Seconding Shah’s views, Ananth Narayan of Standard Chartered Bank adds that in November bonds worth Rs 75,000 crore will be issued, money withdrawal and currency in circulation would rise in the festive season, inflationary overhang remains and general elections will be held in the middle of next year, so it is fair to expect that the yield curve will steepen.

We should be ready for one-two more rate hikes coming through over the next few months and quarters. While ten year yields will soften now, they won’t fall below 8.5 percent and will hover between an 8.5-9 percent. But, shorter-end yields will soften, he added.

Meanwhile, Soumya Kanti Ghosh of State Bank of India feels any decision to hike rate in the future would largely depend on the trends seen in Consumer Price Index (CPI) and Wholesale Price Index (WPI) inflation data.

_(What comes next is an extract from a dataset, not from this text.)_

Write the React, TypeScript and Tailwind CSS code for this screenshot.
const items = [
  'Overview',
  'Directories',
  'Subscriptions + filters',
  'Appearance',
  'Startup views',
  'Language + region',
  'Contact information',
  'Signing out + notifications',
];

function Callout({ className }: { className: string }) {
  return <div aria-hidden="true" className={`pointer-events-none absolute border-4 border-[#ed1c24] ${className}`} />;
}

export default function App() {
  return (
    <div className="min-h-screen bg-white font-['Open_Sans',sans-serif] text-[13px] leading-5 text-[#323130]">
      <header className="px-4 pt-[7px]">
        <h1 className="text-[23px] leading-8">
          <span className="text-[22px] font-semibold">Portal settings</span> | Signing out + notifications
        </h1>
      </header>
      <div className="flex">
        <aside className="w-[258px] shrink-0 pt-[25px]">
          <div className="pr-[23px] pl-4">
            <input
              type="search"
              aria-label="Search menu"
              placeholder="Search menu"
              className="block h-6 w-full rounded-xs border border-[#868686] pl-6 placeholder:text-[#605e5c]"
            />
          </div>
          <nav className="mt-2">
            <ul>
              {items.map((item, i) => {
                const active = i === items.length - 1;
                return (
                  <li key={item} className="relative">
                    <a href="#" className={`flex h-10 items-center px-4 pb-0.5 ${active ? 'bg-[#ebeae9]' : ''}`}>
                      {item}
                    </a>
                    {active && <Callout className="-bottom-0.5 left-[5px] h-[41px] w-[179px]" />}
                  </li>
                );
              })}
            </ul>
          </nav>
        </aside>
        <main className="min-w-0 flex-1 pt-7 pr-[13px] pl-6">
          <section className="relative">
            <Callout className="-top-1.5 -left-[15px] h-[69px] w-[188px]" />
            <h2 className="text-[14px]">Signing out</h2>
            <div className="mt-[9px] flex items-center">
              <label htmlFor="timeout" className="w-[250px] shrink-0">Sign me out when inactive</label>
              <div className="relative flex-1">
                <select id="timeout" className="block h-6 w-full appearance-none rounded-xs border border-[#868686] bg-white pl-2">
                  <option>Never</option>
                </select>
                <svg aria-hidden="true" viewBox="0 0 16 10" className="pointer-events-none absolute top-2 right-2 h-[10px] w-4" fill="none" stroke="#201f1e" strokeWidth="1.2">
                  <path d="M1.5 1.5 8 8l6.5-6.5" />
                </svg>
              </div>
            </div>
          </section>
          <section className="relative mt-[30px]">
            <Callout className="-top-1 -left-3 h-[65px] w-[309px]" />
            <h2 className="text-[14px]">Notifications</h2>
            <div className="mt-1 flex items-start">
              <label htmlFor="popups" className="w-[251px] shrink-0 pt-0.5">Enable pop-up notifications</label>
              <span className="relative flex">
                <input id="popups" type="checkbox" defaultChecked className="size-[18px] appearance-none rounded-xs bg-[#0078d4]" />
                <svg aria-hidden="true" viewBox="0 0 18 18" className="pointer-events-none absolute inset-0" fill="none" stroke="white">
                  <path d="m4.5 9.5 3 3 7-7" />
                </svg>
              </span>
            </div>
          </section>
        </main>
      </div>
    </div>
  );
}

Going ahead, RBI’s moves would be focused more on anchoring inflationary expectations because its macro report points out that there are enough foodgrain stocks in the market and they could be released in the market. So, this could ease food prices from January onwards, she said.

The policy met expectations, really?

Along with high inflation, subdued growth is also another key concern for the Indian economy now. Economist Haseeb Drabu is of the view that this policy in some way is big on intent, but short on action.

“It does try to talk about long-term development of markets, so credit policy issues have been addressed, but monetary policy has been referred to. It’s surprising that despite outlining all five pillars the issue of prudential norms does not come into play,” he added.

Banks are looking at non-performing assets (NPA) of nearly 5 percent and restructured assets of about 13 percent by March 2014. In all, this indicates that nearly 20 percent of banks’ assets are facing some form of stress which is the highest ever. In such a distressed situation, it is criminal on part of RBI to not take any cognizance of this fact, he explains.

According to Drabu, short-term is engaging the attention of the central bank at the peril of impairing the long-term prospects of it.

Secondly, as far as interest rates are concerned, it has not been recognized that for the first time now, rate of fixed capital formation in the economy has fallen to 9 percent (seen before 2003-2004) from 15 percent.

For small firms, interest cost as a percentage of total sales is doubled, for medium sized firms is 2.5 times and for large corporates about 3 times. In such a scenario, a perennial rate rise will impair the growth situation far more than what has been taken cognizance of. All in all, RBI’s focus on short-term and that too on a specific issue is being done at the cost of long-term prospects of the economy, he elaborated.

Is RBI’s stance towards foreign banks worrying?

RBI’s announcement on new rules for entry of foreign banks that may even allow them to take over Indian banks has led to some optimism, but investors will not start buying small banks immediately; they will wait till clear merger and acquisition (M&A) policy on banks is out, believes Rashesh Shah, Edelweiss Financial Services . As long as the current 5 percent cap exists, it is unlikely for any foreign bank to have controlling stake in an Indian bank, he added.

Should foreign banks get near national status?

The draft paper on foreign banks being given wholly owned subsidiary status and near national treatment is likely to be released in mid-November. Narayan sees the need to have a rationalisation of policy for foreign banks as it would prove beneficial for the system as a whole. Currently, foreign banks in India operate as branches of the foreign parent and face restrictions on the number of branches they can set up in the country.